Why Drumee Cloud in France Chooses MariaDB Over PostgreSQL

Drumee has been getting a lot of attention in France as a new cloud platform. We recently interviewed their President and Founder, Somanos Sar, to learn more about the company and why they choose MariaDB Enterprise Server as the database to power their cloud.

Can you tell us more about what you’re doing? 

In a few words, if you put Dropbox, Zoom, Wetransfer along with the security needed to combat ransomware in one box, you get Drumee. But Drumee is more than this. It has the potential to be quickly extended with many web applications such as Wix, Google Docs, and YouTube.

Technically, Drumee was inspired by Linux. And now, it can be considered as the first Web Operating System. You can take its core components as they are with the file system, rendering engine, and access control, and extend your own application on the top of that basement.

What are your business goals?

Start small, think big. Currently, Drumee is already big, but it is still small compared to what we can do with it. Our core business is digital sovereignty. This is not another concept of washing or a hollow word. Drumee doesn’t rely on external technology or infrastructure.

Why is it so important, while it is so easy to rely on everything that exists on the Internet? It’s only common sense not to do a business on something you can’t control. Suppose that all of your business relies on Google, AWS, or Azure. And for any reason, the US government says, “Ok, now, you no longer can use those services”. It can’t happen! Really? It did for Huawei. It can happen to anyone as long as the future is still unwritten. So, Drumee wants you to have total control of your data. We have total control of our software and infrastructure.

When choosing a database to power your cloud platform, why was an open source database so important to you? 

The response is still digital sovereignty. Doing business on something you can’t control is not a very good idea. Beyond geopolitics uncertainties, there is also technological uncertainty. In my career, I have faced some situations where the choice of a private source led to a failure, because the editors of that source shut down, leaving their customers with a software that can no longer be updated.

It sounds like the majority of your experience was previously with PostgreSQL. What was it about PostgreSQL that didn’t make it a good fit for the application you were building? 

Drumee is inspired by Linux. It considers everything as a resource. Drumee’s world is shared in two things: resources and resources users. Each time a user wants to use a resource, the Drumee access control always applies the same rule: who you are and what you want? The response is always simple: access granted or denied. This rule relies on the databases layer.

Meaning that when you have millions of users accessing billions of files, your access control must keep running smoothly. It can only run smoothly if your data structure is properly designed. Then your database must give the best performance. This rationale led me to a “unit sharding”, i.e each user affects a specific database (schema for PostgreSQL). In the same way, each resources container (virtual host) has its own database. This means that the number of schemas is going to grow very high. It seemed to me that MariaDB would do it better on that specific point.

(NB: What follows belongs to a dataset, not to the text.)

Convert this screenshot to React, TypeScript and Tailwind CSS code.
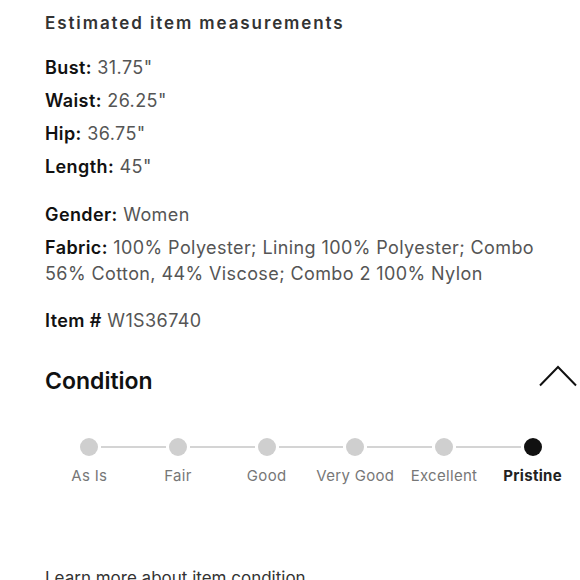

How did you learn about MariaDB? 

In the beginning, I was looking for MySQL. With MySQL going under Oracle’s hand, I was unsure it was the right way. Always keep control of what you do. Then I saw there were forks, mainly Percona and MariaDB. Beyond the technical aspects, there was support, customer relation, and obviously, the price that helped me decide to go with MariaDB.

What sets MariaDB apart from other databases like PostgreSQL that made you choose us?

The first thing I would mention is people. At the time, Drumee was only a project, no more than a few lines of code. But the MariaDB team was very kind and they helped me to build Drumee. The second point is documentation. MariaDB documentation gave me more visibility on what I can expect and more confidence in the product.

With MariaDB as the database powering Drumee, what kind of volume of workload are you able to support? 

We expect to handle several thousand of queries per second, and several hundred MB of throughputs.

Can you imagine life without MariaDB? What would that look like? How has MariaDB helped Drumee? 

If MariaDB didn’t exist, I would have gone for PostgreSQL. I had some fundamental decisions to make on Drumee data architecture. MariaDB helped validate that decision. Without that decision, it would be difficult to build Drumee as we can see it today.

What’s next for Drumee with MariaDB?

If our business goes as expected, we can consider migrating InnoDB toward MariaDB Xpand for even better scalability.